Rencontre avec Françoise Huguier à bord de Murano
Le 07/05/2025 par seine avenue
À l’occasion de l’exposition consacrée à la photographie malienne actuellement visible à Quai de la Photo, la photographe, académicienne et grande voyageuse Françoise Huguier, également initiatrice de la Biennale de Bamako, est montée à bord de Murano pour un voyage symbolique sur la Seine. Connue pour ses récits visuels aux confins du monde, elle est revenue sur son rapport intime aux fleuves, à la navigation, à la création et à la mémoire. Cette traversée est devenue un moment privilégié d’échange et de réflexion autour de son univers artistique et de l’importance du voyage dans son approche photographique.
La navigation ou l’idée du fleuve évoque-t-elle pour vous des souvenirs particuliers liés à vos voyages ?
Le premier fleuve qui m’évoque toute une histoire de vie, c’est le Mékong, en 1950 au Cambodge, quand j’étais prisonnière des vietminh à l’âge de 8 ans. Pour arriver au camp dans une forêt vierge, ils nous ont emmenés en pirogue de Kompong-Tiam à Kratié.

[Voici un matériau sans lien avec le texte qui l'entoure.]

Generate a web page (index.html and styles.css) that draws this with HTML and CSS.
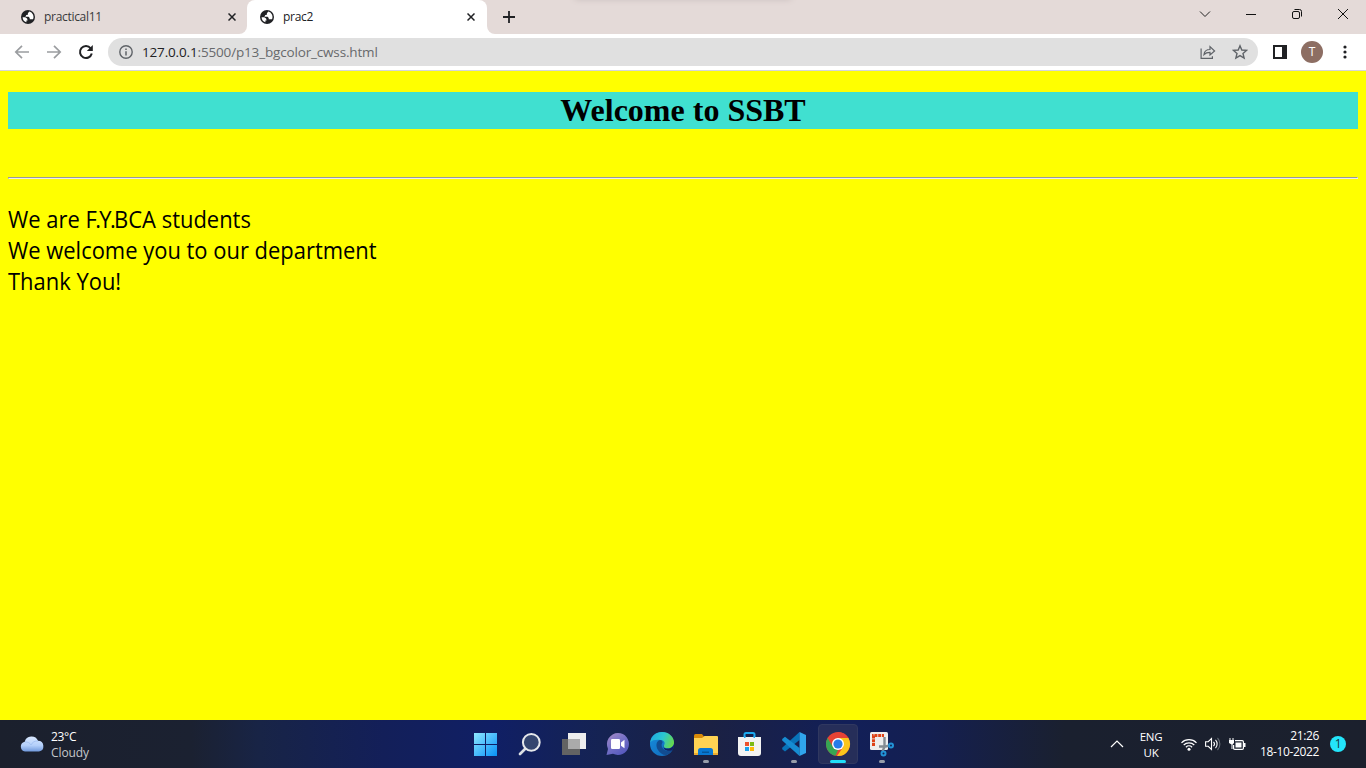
FILE: index.html
```html
<!DOCTYPE html>
<html lang="en">
<head>
<meta charset="utf-8">
<title>prac2</title>
<link rel="stylesheet" href="styles.css">
</head>
<body>
<svg class="defs" width="0" height="0">
  <symbol id="globe" viewBox="0 0 14 14"><circle cx="7" cy="7" r="7" fill="#202124"/><path d="M8.3 1.6 6.9 3.2v1.5L5.3 5.1 4.4 6.7h3.2l1.1 1.4v1.1H12A5.5 5.5 0 0 0 8.3 1.6ZM1.6 7.2h2.7l1.8 1.4.5 1.8H5.4v1.8A5.5 5.5 0 0 1 1.6 7.2Z" fill="#fff"/></symbol>
  <symbol id="close" viewBox="0 0 8 8"><path d="M.5.5l7 7M7.5.5l-7 7" stroke="#202124" stroke-width="1.5"/></symbol>
</svg>
<div class="screen">
  <header class="tabs">
    <div class="tab tab-idle"><svg class="fav"><use href="#globe"/></svg><span class="tab-title">practical11</span><svg class="tab-x"><use href="#close"/></svg></div>
    <div class="tab tab-active"><svg class="fav"><use href="#globe"/></svg><span class="tab-title">prac2</span><svg class="tab-x"><use href="#close"/></svg></div>
    <div class="new-tab"><svg width="12" height="12" viewBox="0 0 12 12"><path d="M6 0v12M0 6h12" stroke="#202124" stroke-width="1.8"/></svg></div>
    <div class="window-controls">
      <svg viewBox="0 0 46 28"><path d="M18 11.5l5 5 5-5" fill="none" stroke="#222"/></svg>
      <svg viewBox="0 0 46 28"><path d="M18 14.5h10" stroke="#111"/></svg>
      <svg viewBox="0 0 46 28"><g fill="none" stroke="#111"><rect x="18.5" y="11.5" width="7" height="7" rx="1.5"/><path d="M20.5 9.5h5a2 2 0 0 1 2 2v5"/></g></svg>
      <svg viewBox="0 0 46 28"><path d="M18 9l10 10M28 9L18 19" stroke="#111"/></svg>
    </div>
    <div class="top-shadow"></div>
  </header>
  <nav class="toolbar">
    <svg class="nav-icon" viewBox="0 0 32 28"><path d="M29 14H16M22 7.8 15.8 14 22 20.2" fill="none" stroke="#9b9da0" stroke-width="1.7"/></svg>
    <svg class="nav-icon" viewBox="0 0 32 28"><path d="M15 14h13M22 7.8 28.2 14 22 20.2" fill="none" stroke="#9b9da0" stroke-width="1.7"/></svg>
    <svg class="nav-icon" viewBox="0 0 32 28"><path d="M26.7 10.3A6 6 0 1 0 27.8 15.6" fill="none" stroke="#202124" stroke-width="2"/><path d="M28.8 7v6h-6Z" fill="#202124"/></svg>
    <div class="address">
      <svg class="info" viewBox="0 0 14 14"><circle cx="7" cy="7" r="6.2" fill="none" stroke="#5f6368" stroke-width="1.4"/><path d="M7 6.2v4.2M7 3.4V5" stroke="#5f6368" stroke-width="1.5"/></svg>
      <span class="url"><b>127.0.0.1</b>:5500/p13_bgcolor_cwss.html</span>
      <svg class="share" viewBox="0 0 16 16"><g fill="none" stroke="#5f6368" stroke-width="1.2"><path d="M1.1 4.5v9.9h11.3v-2.2"/><path d="M4 10.5c.4-3.5 2.500-5 6-5V2.600L14.600 7 10 11V8.300c-2.500 0-4.500.6-6 2.200Z"/></g></svg>
      <svg class="star" viewBox="0 0 16 16"><path d="M8 1.800l1.800 4.200 4.700.400-3.500 3.100 1.100 4.500L8 11.600l-4.100 2.400L5 9.500 1.500 6.400 6.200 6Z" fill="none" stroke="#5f6368" stroke-width="1.400"/></svg>
    </div>
    <svg class="side-panel" viewBox="0 0 14 14"><path d="M0 0h14v14H0ZM2 2v10h7V2Z" fill="#202124" fill-rule="evenodd"/></svg>
    <span class="avatar">T</span>
    <svg class="menu" viewBox="0 0 4 14"><g fill="#202124"><circle cx="2" cy="2" r="1.6"/><circle cx="2" cy="7" r="1.6"/><circle cx="2" cy="12" r="1.6"/></g></svg>
  </nav>
  <main class="page">
    <h1 class="heading">Welcome to SSBT</h1>
    <hr class="rule">
    <p class="message"><span>We are <i class="tight">F.Y.</i>BCA students</span><br><span>We welcome you to our department</span><br><span>Thank You!</span></p>
  </main>
  <footer class="taskbar">
    <div class="weather">
      <svg width="24" height="16" viewBox="0 0 24 16"><defs><linearGradient id="cloud" x2="0" y2="1"><stop stop-color="#d9e8ff"/><stop offset=".6" stop-color="#b3cffa"/><stop offset="1" stop-color="#7099dc"/></linearGradient></defs><path d="M5 15.5a5 5 0 0 1-.3-9.8 7 7 0 0 1 13.3-.9 5.400 5.400 0 0 1 1 10.700Z" fill="url(#cloud)"/><path d="M5 6c3-.2 5 1 6 3 1-2.500 4-4.500 7-4" fill="none" stroke="#9dbcf0" stroke-width=".8"/></svg>
      <div class="weather-text"><span>23°C</span><span class="dim">Cloudy</span></div>
    </div>
    <div class="apps">
      <div class="app"><svg viewBox="0 0 24 24"><defs><linearGradient id="win" gradientUnits="userSpaceOnUse" x1="1" y1="1" x2="23" y2="23"><stop stop-color="#8be5ff"/><stop offset="1" stop-color="#0a94f8"/></linearGradient></defs><path d="M0 1h11v11H0ZM12 1h11v11H12ZM0 13h11v11H0ZM12 13h11v11H12Z" fill="url(#win)"/></svg></div>
      <div class="app"><svg viewBox="0 0 24 24"><path d="M7.500 16.500 2 22" stroke="#dcdfe4" stroke-width="2.700" stroke-linecap="round"/><circle cx="13.300" cy="10.300" r="8.400" fill="#34456f" stroke="#e6e8eb" stroke-width="2"/></svg></div>
      <div class="app"><svg viewBox="0 0 24 24"><rect y="7" width="18" height="16" fill="#636363"/><path d="M6 1h18v16H6Z" fill="#ededed"/><path d="M6 7h12v10H6Z" fill="#aaa"/></svg></div>
      <div class="app"><svg viewBox="0 0 24 24"><defs><linearGradient id="chat" x2=".7" y2="1"><stop stop-color="#a98bc6"/><stop offset=".5" stop-color="#7772c6"/><stop offset="1" stop-color="#5558bd"/></linearGradient></defs><path d="M12 1a11 11 0 1 1-5 20.800L.500 23 2 17A11.200 11.200 0 0 1 12 1Z" fill="url(#chat)"/><rect x="5" y="7" width="9" height="10" rx="1.300" fill="#fff"/><path d="m15 10.500 3.500-2.700v8.500L15 13.700Z" fill="#fff"/></svg></div>
      <div class="app"><svg viewBox="0 0 24 24"><defs><linearGradient id="edge-top" x1="0" y1=".3" x2="1" y2=".6"><stop stop-color="#1fa9df"/><stop offset=".5" stop-color="#2bc6d0"/><stop offset="1" stop-color="#68d849"/></linearGradient><linearGradient id="edge-blue" x2="1" y2="1"><stop stop-color="#168ddd"/><stop offset="1" stop-color="#1167b8"/></linearGradient></defs><circle cx="12" cy="12" r="12" fill="url(#edge-blue)"/><path d="M.100 10.500C1 4 6 0 12 0c7 0 12 5 12 10.200 0 4-3 6-6 6-3.500 0-5-1.500-4-3 1.700-2.500 0-5.200-3.500-5.200C6 7.600 2 8 .100 10.500Z" fill="url(#edge-top)"/><path d="M10 8C6 9 5.500 14 8 18c2 3.300 5.500 5.500 9 4.900A12 12 0 0 0 22.500 18c-4 2-9 1-10.500-3-.700-2-.200-3 .500-4.500.300-1.500-1-2.500-2.500-2.500Z" fill="#124c91"/><path d="M13.500 13c-1.200 1.800 0 3.500 4.300 3.500 3 0 5.700-2 6.100-4.500.4 3-.6 5-1.600 6.200-5 1.800-10-.700-8.800-5.200Z" fill="#11205f"/></svg></div>
      <div class="app running"><svg viewBox="0 0 24 24"><path d="M0 3.500Q0 2 1.500 2H8l2 2.500V8H0Z" fill="#d98a08"/><path d="M0 6h8l2.500-2H23q1 0 1 1v18H0Z" fill="#ffd353"/><path d="M0 21h24v2H0Z" fill="#edab2e"/><path d="M4 23v-4.500Q4 16 6.500 16h10q2.500 0 2.500 2.500V23Z" fill="#0878d4"/><path d="M8 19.500h7V21H8Z" fill="#05569d"/></svg></div>
      <div class="app"><svg viewBox="0 0 24 24"><path d="M6.500 7V2.500Q6.500 1 8 1h7q1.500 0 1.500 1.500V7" fill="none" stroke="#1daaf0" stroke-width="2"/><path d="M0 5h23v16q0 3-3 3H3q-3 0-3-3Z" fill="#f3f3f3"/><path d="M6 4h1.500v2H6ZM15.500 4H17v2h-1.500Z" fill="#1daaf0"/><path d="M7 10h4v4H7Z" fill="#ec522c"/><path d="M12 10h4v4h-4Z" fill="#7dba16"/><path d="M7 15h4v4H7Z" fill="#19a2ec"/><path d="M12 15h4v4h-4Z" fill="#ffb90b"/></svg></div>
      <div class="app running"><svg viewBox="0 0 24 24"><path d="M17.500 0v8L3 19.500.200 17.200V15.800Z" fill="#0873b9"/><path d="M.200 7 3 4.800 17.500 16v8L.200 8.500Z" fill="#168cd2"/><path d="M17.500 0 24 3v18l-6.500 3Z" fill="#30a5ed"/></svg></div>
      <div class="app active"><svg viewBox="0 0 24 24"><circle cx="12" cy="12" r="12" fill="#e64335"/><path d="M1.600 6 7 15l5 3-2.500 5.800A12 12 0 0 1 1.600 6Z" fill="#36a653"/><path d="M22.400 6A12 12 0 0 1 11 24l6.200-9-.2-5-5-4Z" fill="#fbc51b"/><path d="M12 6h10.400A12 12 0 0 0 12 0Z" fill="#e64335"/><circle cx="12" cy="12" r="6" fill="#fff"/><circle cx="12" cy="12" r="4.600" fill="#267ce9"/></svg></div>
      <div class="app running"><svg viewBox="0 0 24 24"><rect width="18" height="18" rx="1.500" fill="#eee"/><path d="M3.500 14V3.500H14" fill="none" stroke="#dd4318" stroke-width="3" stroke-dasharray="3 .8"/><path d="M14.500 5v10l-2 4M9 14.500h6.500l4-1" fill="none" stroke="#858c92" stroke-width="2.400"/><g fill="none" stroke="#2293d6" stroke-width="2"><circle cx="21" cy="13.500" r="2"/><circle cx="13.500" cy="21.500" r="2"/></g></svg></div>
    </div>
    <div class="tray">
      <svg class="chevron" viewBox="0 0 14 10"><path d="m1 8 6-6 6 6" fill="none" stroke="#fff" stroke-width="1.200"/></svg>
      <div class="lang"><span>ENG</span><span>UK</span></div>
      <svg class="wifi" viewBox="0 0 16 13"><g fill="none" stroke="#fff" stroke-width="1.200"><path d="M.500 4.800a10.600 10.600 0 0 1 15 0M2.700 7a7.500 7.500 0 0 1 10.600 0M4.900 9.200a4.400 4.400 0 0 1 6.200 0"/></g><circle cx="8" cy="11.300" r="1.500" fill="#fff"/></svg>
      <svg class="sound" viewBox="0 0 16 14"><g fill="none" stroke="#fff" stroke-width="1.100"><path d="M.600 4.700h2.600L6.500 1.500v11L3.200 9.300H.600Z"/><path d="M8.500 4.800a3.200 3.200 0 0 1 0 4.400M10.500 2.900a6 6 0 0 1 0 8.200"/><path d="M12.500 1a8.700 8.700 0 0 1 0 12" stroke="#646b74"/></g></svg>
      <svg class="battery" viewBox="0 0 17 13"><path d="M6 2.600h7.200q1.200 0 1.200 1.200v6.400q0 1.200-1.200 1.200H5.800q-1.200 0-1.200-1.200V7" fill="none" stroke="#fff" stroke-width="1.200"/><path d="M6.500 4.500h6v5h-6Z" fill="#fff"/><path d="M15 5h1.500v4H15Z" fill="#fff"/><path d="M0 2h5v3L3.500 6.500V11h-1V6.500L0 5ZM.500 0h1v2h-1ZM3.500 0h1v2h-1Z" fill="#fff"/></svg>
      <div class="clock"><span>21:26</span><span>18-10-2022</span></div>
      <span class="badge">1</span>
    </div>
  </footer>
</div>
</body>
</html>
```
FILE: styles.css
```css
* { box-sizing: border-box; }
body { margin: 0; overflow: hidden; font-family: "Open Sans", sans-serif; }
svg { display: block; flex: none; }
.defs { position: absolute; }
.screen { width: 1366px; height: 768px; display: flex; flex-direction: column; background: #fff; }

.tabs { position: relative; height: 34px; display: flex; background: #e4dad8; overflow: hidden; }
.tab { position: relative; height: 34px; display: flex; align-items: center; font-size: 12px; color: #38393b; }
.tab-idle { width: 247px; padding-left: 21px; border-bottom-right-radius: 8px; background: #e4dad8; box-shadow: 8px 8px 0 #fff; }
.tab-active { width: 240px; padding-left: 13px; background: #fff; border-radius: 8px 8px 0 0; color: #202124; }
.fav { width: 14px; height: 14px; }
.tab-title { margin-left: 9px; letter-spacing: -.3px; line-height: 34px; }
.tab-x { width: 8px; height: 8px; margin-left: auto; margin-right: 11px; }
.tab-active .tab-x { margin-right: 12px; }
.new-tab { width: 80px; padding: 11px 0 0 16px; background: #e4dad8; border-bottom-left-radius: 8px; box-shadow: -8px 8px 0 #fff; }
.window-controls { display: flex; margin-left: auto; }
.window-controls svg { width: 46px; height: 28px; }
.top-shadow { position: absolute; left: 575px; top: -5px; width: 216px; height: 4px; box-shadow: 0 0 6px #c0b5b4; }

.toolbar { height: 37px; display: flex; align-items: center; padding: 0 0 1px; border-bottom: 1px solid #d5d5d8; }
.nav-icon { width: 32px; height: 28px; }
.address { width: 1150px; height: 28px; margin-left: 12px; padding: 0 10px 0 11px; border-radius: 14px; background: #e0e0e0; display: flex; align-items: center; }
.info { width: 14px; height: 14px; }
.url { margin-left: 9px; font-size: 13.5px; letter-spacing: -.16px; color: #67696c; white-space: nowrap; }
.url b { font-weight: 400; color: #202124; }
.share { width: 16px; height: 16px; margin-left: auto; }
.star { width: 16px; height: 16px; margin-left: 16px; }
.side-panel { width: 14px; height: 14px; margin-left: 15px; }
.avatar { width: 22px; height: 22px; margin-left: 14px; border-radius: 50%; background: #8d6e63; color: #fff; font-size: 12px; line-height: 22px; text-align: center; }
.menu { width: 4px; height: 14px; margin-left: 20px; }

.page { height: 649px; padding: 21px 8px 0; background: #ff0; }
.heading { height: 37px; margin: 0; background: #40e0d0; color: #000; font: bold 32px/37px "Liberation Serif", serif; text-align: center; }
.rule { margin: 48px 0 0; border: 1px solid; border-color: #999 #eee #eee #999; }
.message { margin: 25px 0 0; font-size: 23px; line-height: 31px; color: #000; }
.message span { display: inline-block; vertical-align: top; transform-origin: left; transform: scaleX(.954); white-space: nowrap; }
.tight { font-style: normal; letter-spacing: -1.7px; }

.taskbar { height: 48px; display: grid; grid-template-columns: 464px 440px 462px; color: #fff; font-size: 12px; letter-spacing: -.3px; background: linear-gradient(90deg, #1b202d 0, #1b2131 14%, #182446 19%, #131f59 28%, #101f65 36%, #152353 44%, #1b2143 52%, #121f58 62%, #141f51 68%, #1a202f 78%, #1b202d 100%); }
.weather { display: flex; align-items: center; padding-left: 20px; }
.weather-text { margin-left: 7px; display: flex; flex-direction: column; line-height: 16px; padding-top: 2px; }
.dim { color: #c5c7cb; letter-spacing: -.1px; }
.apps { display: flex; }
.app { width: 44px; height: 48px; display: flex; flex-direction: column; align-items: center; padding-top: 12px; }
.app svg { width: 24px; height: 24px; overflow: visible; }
.running::after { content: ""; width: 6px; height: 3px; margin-top: 4px; border-radius: 2px; background: #989eaa; }
.active { width: 40px; height: 40px; margin: 4px 2px; padding-top: 8px; background: #262e59; border: 1px solid #303860; border-radius: 4px; }
.active svg { margin-top: -1px; }
.active::after { content: ""; width: 16px; height: 3px; margin-top: 4px; border-radius: 2px; background: #20dffa; flex: none; }
.tray { display: flex; align-items: center; padding-left: 206px; }
.chevron { width: 14px; height: 10px; }
.lang { width: 30px; margin-left: 12px; padding-top: 2px; display: flex; flex-direction: column; text-align: center; line-height: 16px; font-size: 11.5px; }
.wifi { width: 16px; height: 13px; margin-left: 15px; }
.sound { width: 16px; height: 14px; margin-left: 8px; }
.battery { width: 17px; height: 13px; margin-left: 8px; }
.clock { width: 73px; display: flex; flex-direction: column; text-align: right; line-height: 16px; white-space: nowrap; letter-spacing: -.35px; }
.badge { width: 16px; height: 16px; margin-left: 11px; border-radius: 50%; background: #23e5fb; color: #16343d; text-align: center; line-height: 16px; font-size: 12px; }
```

Et en 1980, j’ai eu la chance d’avoir un visa pour la Birmanie. J’ai circulé en bateau sur l’Irrawaddy, de Mandalay à Pagan, grand site archéologique bouddhique, avec de nombreux monastères, pagodes et temples. A toutes les escales, assez longues, j’ai pu photographier les petits ports.
Le Mali, tout comme d’autres lieux que vous avez parcourus, est souvent traversé par des fleuves. Cette proximité de l’eau a-t-elle influencé votre manière de voir ou de photographier ?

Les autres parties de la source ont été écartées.